I’m almost stuck. This is the part I was afraid of when first tackling this problem.

However, a and b are such small numbers, that we might be able to just delineate the specific cases (and unfortunately, lose part of the generality of our solution).

Let’s look for a pattern. For n = 0, k = 0. For n = 1, k = 2. (These are the cases I went through above. For n = 2, k = 3 (2×3 = 6; 3×2 = 6). For n = 3, k = 5 (3×3 = 9; 5×2 = 10). For n = 4, k = 6 (4×3 = 12; 6×2 = 12). For n = 5, k = 8 (5×3 = 15; 8×2 = 16).

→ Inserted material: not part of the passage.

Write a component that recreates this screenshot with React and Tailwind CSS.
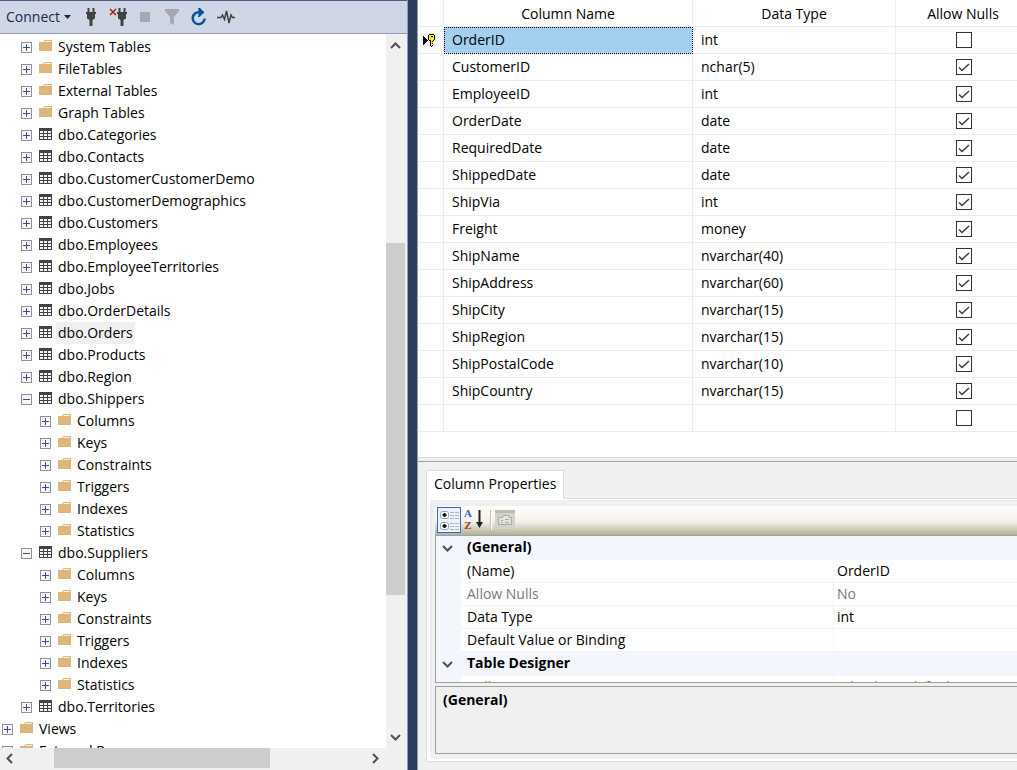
const TREE = [
  [1, "folder", "System Tables"],
  [1, "folder", "FileTables"],
  [1, "folder", "External Tables"],
  [1, "folder", "Graph Tables"],
  [1, "table", "dbo.Categories"],
  [1, "table", "dbo.Contacts"],
  [1, "table", "dbo.CustomerCustomerDemo"],
  [1, "table", "dbo.CustomerDemographics"],
  [1, "table", "dbo.Customers"],
  [1, "table", "dbo.Employees"],
  [1, "table", "dbo.EmployeeTerritories"],
  [1, "table", "dbo.Jobs"],
  [1, "table", "dbo.OrderDetails"],
  [1, "table", "dbo.Orders", "selected"],
  [1, "table", "dbo.Products"],
  [1, "table", "dbo.Region"],
  [1, "table", "dbo.Shippers", "open"],
  [2, "folder", "Columns"],
  [2, "folder", "Keys"],
  [2, "folder", "Constraints"],
  [2, "folder", "Triggers"],
  [2, "folder", "Indexes"],
  [2, "folder", "Statistics"],
  [1, "table", "dbo.Suppliers", "open"],
  [2, "folder", "Columns"],
  [2, "folder", "Keys"],
  [2, "folder", "Constraints"],
  [2, "folder", "Triggers"],
  [2, "folder", "Indexes"],
  [2, "folder", "Statistics"],
  [1, "table", "dbo.Territories"],
  [0, "folder", "Views"],
  [0, "folder", "External Resources"],
];

const COLUMNS = [
  ["OrderID", "int", false],
  ["CustomerID", "nchar(5)", true],
  ["EmployeeID", "int", true],
  ["OrderDate", "date", true],
  ["RequiredDate", "date", true],
  ["ShippedDate", "date", true],
  ["ShipVia", "int", true],
  ["Freight", "money", true],
  ["ShipName", "nvarchar(40)", true],
  ["ShipAddress", "nvarchar(60)", true],
  ["ShipCity", "nvarchar(15)", true],
  ["ShipRegion", "nvarchar(15)", true],
  ["ShipPostalCode", "nvarchar(10)", true],
  ["ShipCountry", "nvarchar(15)", true],
  ["", "", false],
];

const INDENT = ["pl-[2px]", "pl-[21px]", "pl-[40px]"];

function Expander({ open, label }) {
  return (
    <button type="button" aria-label={(open ? "Collapse " : "Expand ") + label} className="mt-[1px] h-[11px] w-[11px] shrink-0">
      <svg width="11" height="11" viewBox="0 0 11 11" shapeRendering="crispEdges" className="block">
        <rect x="0.5" y="0.5" width="10" height="10" fill="#f8f8f8" stroke="#919191" />
        <path d="M2 5.500h7" stroke="#3c4f96" />
        {!open && <path d="M5.500 2v7" stroke="#3c4f96" />}
      </svg>
    </button>
  );
}

function FolderIcon() {
  return (
    <svg width="15" height="14" viewBox="0 1 15 14" className="block shrink-0">
      <path d="M1 3h4l1.500-2H14v11H1z" fill="#dcb67a" />
      <path d="M6.500 2.500h6.500" stroke="#fbf3e4" />
    </svg>
  );
}

function TableIcon() {
  return (
    <svg width="15" height="14" viewBox="0 1 15 14" shapeRendering="crispEdges" className="block shrink-0">
      <path d="M1 1h13v12H1z" fill="#424242" />
      <path d="M2 4h3v2H2zM6 4h3v2H6zM10 4h3v2h-3zM2 7h3v2H2zM6 7h3v2H6zM10 7h3v2h-3zM2 10h3v2H2zM6 10h3v2H6zM10 10h3v2h-3z" fill="#f4f4f4" />
    </svg>
  );
}

function TreeRow({ level, icon, name, state }) {
  return (
    <li className={"flex h-[22px] shrink-0 items-center " + INDENT[level]}>
      <Expander open={state === "open"} label={name} />
      <span className="ml-[6px]">{icon === "folder" ? <FolderIcon /> : <TableIcon />}</span>
      <span className={"ml-[3px] px-[2px] leading-[22px] whitespace-nowrap " + (state === "selected" ? "bg-[#f0f0f0]" : "")}>{name}</span>
    </li>
  );
}

function Chevron({ d }) {
  return (
    <svg width="11" height="11" viewBox="0 0 11 11" className="block">
      <path d={d} fill="none" stroke="#505050" strokeWidth="2" />
    </svg>
  );
}

const UP = "M1 8l4.500-4.500L10 8";
const DOWN = "M1 3l4.500 4.500L10 3";
const LEFT = "M8 1L3.500 5.500L8 10";
const RIGHT = "M3 1l4.500 4.500L3 10";

function Plug() {
  return <path d="M1.500 0h2v4h3V0h2v4H10v2H9v4.500L6.500 12v6h-3v-6L1 10.500V6H0V4h1.500z" fill="#424242" />;
}

function Toolbar() {
  return (
    <div className="flex h-[34px] shrink-0 items-center border-t border-b border-t-[#4a5b86] border-b-[#8e9bbc] bg-[#cfd6e5] pl-[6px]">
      <button type="button" className="flex items-center gap-[4px] text-[#1b2a45]">
        Connect
        <svg width="7" height="4" viewBox="0 0 7 4"><path d="M0 0h7L3.500 4z" fill="#1b293e" /></svg>
      </button>
      <button type="button" aria-label="Connect Object Explorer" className="ml-[15px]">
        <svg width="10" height="18" viewBox="0 0 10 18" className="block"><Plug /></svg>
      </button>
      <button type="button" aria-label="Disconnect" className="ml-[13px]">
        <svg width="18" height="18" viewBox="0 0 18 18" className="block">
          <path d="M1 1l6 6M7 1L1 7" stroke="#a1260d" strokeWidth="1.500" />
          <g transform="translate(8 0)"><Plug /></g>
        </svg>
      </button>
      <button type="button" aria-label="Stop" className="ml-[13px] h-[10px] w-[10px] bg-[#a5a8b0]" />
      <button type="button" aria-label="Filter" className="ml-[15px]">
        <svg width="15" height="16" viewBox="0 0 15 16" className="block"><path d="M0 0h14v2L9 8v8l-4-2V8L0 2z" fill="#a5a8b0" /></svg>
      </button>
      <button type="button" aria-label="Refresh" className="ml-[10px]">
        <svg width="17" height="18" viewBox="0 0 17 18" className="block">
          <path d="M9.500 4.200A6 6 0 1 0 14.700 10.500" fill="none" stroke="#00539c" strokeWidth="2.500" />
          <path d="M8 0l2 0l4 4v1.500h-1l-3.500 3.500H8l1-4.500z" fill="#00539c" />
        </svg>
      </button>
      <button type="button" aria-label="Activity Monitor" className="ml-[10px]">
        <svg width="18" height="14" viewBox="0 0 18 14" className="block">
          <path d="M0 7.500h4l1.500-2.500 2 4.500L9.500 1l2.500 12 2-8 1.500 2.500H18" fill="none" stroke="#424242" strokeWidth="1.500" />
        </svg>
      </button>
    </div>
  );
}

function ObjectExplorer() {
  return (
    <aside className="flex w-[408px] shrink-0 flex-col border-r border-[#8e9bbc] bg-[#f0f0f0]">
      <Toolbar />
      <div className="flex min-h-0 flex-1">
        <ul className="flex min-w-0 flex-1 flex-col overflow-hidden bg-white pt-[2px]">
          {TREE.map(([level, icon, name, state], i) => (
            <TreeRow key={i} level={level} icon={icon} name={name} state={state} />
          ))}
        </ul>
        <div className="mr-[2px] flex w-[19px] flex-col items-center bg-[#f0f0f0]">
          <button type="button" aria-label="Scroll up" className="flex h-[22px] w-full items-center justify-center"><Chevron d={UP} /></button>
          <div className="w-full grow-[187]" />
          <div className="w-full grow-[352] bg-[#cdcdcd]" />
          <div className="w-full grow-[131]" />
          <button type="button" aria-label="Scroll down" className="flex h-[22px] w-full items-center justify-center"><Chevron d={DOWN} /></button>
        </div>
      </div>
      <div className="mr-[21px] mb-[2px] flex h-[20px] shrink-0 items-center">
        <button type="button" aria-label="Scroll left" className="flex h-full w-[18px] items-center justify-center"><Chevron d={LEFT} /></button>
        <div className="grow-[36]" />
        <div className="h-full grow-[216] bg-[#cdcdcd]" />
        <div className="grow-[94]" />
        <button type="button" aria-label="Scroll right" className="flex h-full w-[22px] items-center justify-center"><Chevron d={RIGHT} /></button>
      </div>
    </aside>
  );
}

function KeyMarker() {
  return (
    <svg width="15" height="14" viewBox="0 0 15 14" shapeRendering="crispEdges" className="ml-[3px] block bg-[#f0f0f0]" role="img" aria-label="Primary key">
      <path d="M2 3h1v1h1v1h1v1h1v1h1v1H6v1H5v1H4v1H3v1H2z" fill="#000" />
      <path d="M8 1h5v1h1v5h-1v1h-1v5h-1v1h-1v-1H9V8H8V7H7V2h1z" fill="#000" />
      <path d="M8 2h5v5h-1v1h-1v1h1v1h-1v1h1v1h-1v1h-1V7H8z" fill="#ffee00" />
      <path d="M10 3h2v1h-2z" fill="#000" />
    </svg>
  );
}

function NullsCheckbox({ name, checked }) {
  return (
    <label className="mx-auto grid h-[16px] w-[16px]">
      <input
        type="checkbox"
        defaultChecked={checked}
        aria-label={"Allow nulls " + name}
        className="peer col-start-1 row-start-1 h-[16px] w-[16px] appearance-none border border-[#333] bg-white"
      />
      <svg width="16" height="16" viewBox="0 0 16 16" className="pointer-events-none col-start-1 row-start-1 hidden peer-checked:block">
        <path d="M3 8.500l3 3L13 5" fill="none" stroke="#3c3c3c" strokeWidth="1.500" />
      </svg>
    </label>
  );
}

function ColumnGrid() {
  return (
    <div className="min-h-0 flex-1 overflow-hidden bg-white">
      <table className="w-full table-fixed border-separate border-spacing-0">
        <colgroup>
          <col className="w-[26px]" />
          <col className="w-[249px]" />
          <col className="w-[203px]" />
          <col />
        </colgroup>
        <thead>
          <tr className="h-[27px]">
            {["", "Column Name", "Data Type", "Allow Nulls"].map((h, i) => (
              <th key={i} scope="col" className={"border-b border-[#ececec] p-0 pt-[2px] text-center leading-[20px] font-normal " + (i < 3 ? "border-r" : "pl-[13px]")}>{h}</th>
            ))}
          </tr>
        </thead>
        <tbody>
          {COLUMNS.map(([name, type, nulls], i) => (
            <tr key={i} className="h-[27px]">
              <td className="border-r border-b border-[#ececec] p-0">{i === 0 && <KeyMarker />}</td>
              <td className={"border-r border-b border-[#ececec] p-0 pl-[8px] leading-[20px] " + (i === 0 ? "bg-[#a3cff0] outline-1 -outline-offset-1 outline-black outline-dotted" : "")}>{name}</td>
              <td className="border-r border-b border-[#ececec] p-0 pl-[8px] leading-[20px]">{type}</td>
              <td className="border-b border-[#ececec] p-0 pl-[14px]"><NullsCheckbox name={name} checked={nulls} /></td>
            </tr>
          ))}
        </tbody>
      </table>
    </div>
  );
}

function CategoryRow({ name }) {
  return (
    <tr className="h-[24px] bg-[#f3f6fc]">
      <td className="p-0"><button type="button" aria-label={"Toggle " + name} className="ml-[6px] block"><Chevron d={DOWN} /></button></td>
      <th scope="rowgroup" colSpan={2} className="p-0 pb-[2px] pl-[6px] text-left leading-[20px] font-bold">{name}</th>
    </tr>
  );
}

function PropertyRow({ name, value, muted }) {
  return (
    <tr className={"h-[23px] " + (muted ? "text-[#7a7a7a]" : "")}>
      <td className="bg-[#f3f6fc] p-0" />
      <td className="border-r border-b border-[#f2f4f8] p-0 pl-[6px] leading-[20px]">{name}</td>
      <td className="border-b border-[#f2f4f8] p-0 pl-[3px] leading-[20px]">{value}</td>
    </tr>
  );
}

function PropertyToolbar() {
  return (
    <div className="flex h-[29px] shrink-0 items-start bg-linear-to-b from-[#fefefa] via-[#f3f1e8] via-55% to-[#b0b194] pt-px">
      <button type="button" aria-label="Categorized" className="ml-[2px] border border-[#316ac5] bg-[#eef1f8]">
        <svg width="22" height="24" viewBox="0 0 22 24" className="block">
          <g fill="#fff" stroke="#8ca0c4"><rect x="2.500" y="3.500" width="8" height="7" rx="2" /><rect x="2.500" y="14.500" width="8" height="7" rx="2" /></g>
          <path d="M4.500 7h4M6.500 5v4M4.500 18h4M6.500 16v4" stroke="#111" strokeWidth="2" />
          <path d="M12 4.500h4M17 4.500h4M12 7.500h4M17 7.500h4M12 10.500h4M17 10.500h4M12 15.500h4M17 15.500h4M12 18.500h4M17 18.500h4M12 21.500h4M17 21.500h4" stroke="#b4b4b4" />
        </svg>
      </button>
      <button type="button" aria-label="Alphabetical" className="ml-[3px] flex items-center">
        <span className="flex flex-col font-['Liberation_Serif',serif] text-[11px] leading-[12px] font-bold">
          <span className="text-[#3f62b8]">A</span>
          <span className="text-[#a0302c]">Z</span>
        </span>
        <svg width="9" height="20" viewBox="0 0 9 20" className="ml-[3px] block"><path d="M4.500 1v14" stroke="#222" strokeWidth="2" /><path d="M1 13L4.500 19l3.500-6z" fill="#222" /></svg>
      </button>
      <div className="mt-[3px] ml-[6px] h-[20px] w-[2px] border-l border-[#c5c2b0] bg-white" />
      <button type="button" aria-label="Property Pages" disabled className="mt-[3px] ml-[3px]">
        <svg width="20" height="19" viewBox="0 0 20 19" className="block">
          <rect width="20" height="19" fill="#d2d2ca" />
          <path d="M0 1.500h20" stroke="#bcbcb4" strokeWidth="3" />
          <path d="M3.500 14.500v-7h4l1-2h5l1 2h2v7z" fill="#e4e4de" stroke="#aaaaa2" />
          <path d="M6 10.500h2M10 9.500h4M6 12.500h2M10 12.500h4" stroke="#aaaaa2" />
        </svg>
      </button>
    </div>
  );
}

function ColumnProperties() {
  return (
    <section className="flex h-[309px] shrink-0 flex-col border-t border-[#a0a0a0] bg-[#f0f0f0] pt-[8px] pb-[8px] pl-[8px]">
      <div role="tablist" className="relative z-10 -mb-px flex">
        <button type="button" role="tab" aria-selected="true" className="h-[29px] border border-b-0 border-[#dcdcdc] bg-white px-[7px] pb-[2px]">Column Properties</button>
      </div>
      <div className="flex min-h-0 flex-1 flex-col border-y border-l border-[#dcdcdc] bg-white pt-px pb-[2px] pl-[3px]">
        <div className="flex min-h-0 flex-1 flex-col bg-[#f0f0f0] pt-[6px] pb-[5px] pl-[5px]">
          <PropertyToolbar />
          <div className="min-h-0 flex-1 overflow-hidden border-y border-l border-[#a0a0a0] bg-white">
            <table className="w-full table-fixed border-separate border-spacing-0">
              <colgroup>
                <col className="w-[25px]" />
                <col className="w-[373px]" />
                <col />
              </colgroup>
              <tbody>
                <CategoryRow name="(General)" />
                <PropertyRow name="(Name)" value="OrderID" />
                <PropertyRow name="Allow Nulls" value="No" muted />
                <PropertyRow name="Data Type" value="int" />
                <PropertyRow name="Default Value or Binding" value="" />
                <CategoryRow name="Table Designer" />
                <PropertyRow name="Collation" value="<database default>" muted />
              </tbody>
            </table>
          </div>
          <div className="mt-[3px] h-[68px] shrink-0 border-y border-l border-[#a0a0a0] px-[7px] pt-[3px] leading-[20px] font-bold">(General)</div>
        </div>
      </div>
    </section>
  );
}

export default function App() {
  return (
    <div className="flex h-screen overflow-hidden bg-[#2d3d5c] font-['Open_Sans','Noto_Sans',sans-serif] text-[14px] leading-[20px] text-black">
      <ObjectExplorer />
      <div className="w-[10px] shrink-0 border-r border-[#8e9bbc]" />
      <main className="flex min-w-0 flex-1 flex-col">
        <ColumnGrid />
        <div className="h-[4px] shrink-0 border-t border-[#dcdcdc] bg-[#f0f0f0]" />
        <ColumnProperties />
      </main>
    </div>
  );
}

There’s an alternating pattern here. We have (0, 0), (2, 3), (4, 6), and so on, where 3n is even, yielding an integer when divided by 2. Then we have (1, 2), (3, 5), (5, 8), and so on (the “half” cases, where 3n is odd and we have to round). In each group, every time n goes up by 2, k goes up by 3, which is just what we’d expect from the values of a = 3 and b = 2.

Let’s split our series into the sum of these two component series. I’m going to use a new index, i, for the summation. For the first sum, for A, we have 0, 2, 4, … which we can represent as 2i. For B, we have 0, 3, 6, … which we can represent as 3i. For the second sum, for A, we have 1, 3, 5, … which we can represent as 2i + 1. And for B, we have 2, 5, 8, … which we can represent as 3i + 2. Putting this all together yields:

\displaystyle 1 - W = \sum_{i=0}^{\infty} p^{2i}(1-p)q^{3i} + \sum_{i=0}^{\infty} p^{2i + 1}(1-p)q^{3i + 2}

I don’t know how to evaluate this. However, I do know the formula for the infinite geometric series:

\displaystyle \sum_{i=0}^{\infty} r^i = \frac{1}{1-r}

So I’m going to try to reformulate my series into that form. Let’s work on one series at a time. First, I’ll factor out the constant (1 – p):

\displaystyle 1 - W = (1-p)\sum_{i=0}^{\infty} p^{2i}q^{3i} + \sum_{i=0}^{\infty} p^{2i + 1}(1-p)q^{3i + 2}

\displaystyle 1 - W = (1-p)\sum_{i=0}^{\infty} \left(p^2\right)^i \left(q^3\right)^i + \sum_{i=0}^{\infty} p^{2i + 1}(1-p)q^{3i + 2}

\displaystyle 1 - W = (1-p)\sum_{i=0}^{\infty} \left(p^2q^3\right)^i + \sum_{i=0}^{\infty} p^{2i + 1}(1-p)q^{3i + 2}

This is now in the proper form for the geometric series, where r = p2q3 .

\displaystyle 1 - W = (1-p)\cdot\frac{1}{1-p^2q^3} + \sum_{i=0}^{\infty} p^{2i + 1}(1-p)q^{3i + 2}

\displaystyle 1 - W = \frac{1-p}{1-p^2q^3} + \sum_{i=0}^{\infty} p^{2i + 1}(1-p)q^{3i + 2}

It worked! Now let’s tackle the second sum. We’ll factor out the “extra” p’s and q’s.

\displaystyle 1 - W = \frac{1-p}{1-p^2q^3} + \sum_{i=0}^{\infty} p^{2i}p^1(1-p)q^{3i }q^2

Next, we can factor out everything which does not depend on i:

\displaystyle 1 - W = \frac{1-p}{1-p^2q^3} + (1-p)pq^2\sum_{i=0}^{\infty} p^{2i}q^{3i }

This infinite series is exactly the same as the one I just simplified, so I’ll jump ahead.

\displaystyle 1 - W = \frac{1-p}{1-p^2q^3} + (1-p)pq^2\cdot\frac{1}{1-p^2q^3}

\displaystyle 1 - W = \frac{1-p}{1-p^2q^3} + \frac{(1-p)pq^2}{1-p^2q^3}

Factoring out the common terms yields

\displaystyle 1 - W = \frac{1-p}{1-p^2q^3}\cdot(1+pq^2)

\displaystyle 1 - W = \frac{(1-p)(1+pq^2)}{1-p^2q^3}

And solving for W, we get

\displaystyle W = 1 - \frac{(1-p)(1+pq^2)}{1-p^2q^3} \ \blacksquare

That should be the general formula (for the predefined values a=3 and b=2, but for any values of p and q). If we substitute in p=0.2 and q=0.3, we get

\displaystyle W = 1 - \frac{(1-0.2)(1+0.2\cdot 0.3^2)}{1-0.2^2 0.3^3} \approx 0.1847 \ \blacksquare

I believe this answer to be correct, but it is far lower than I had expected. I had actually expected it to be greater than 0.5, but I suppose there are many ties (especially 0 = 0 ties), and a tie means A didn’t win. I’d like to explore this more in a future post.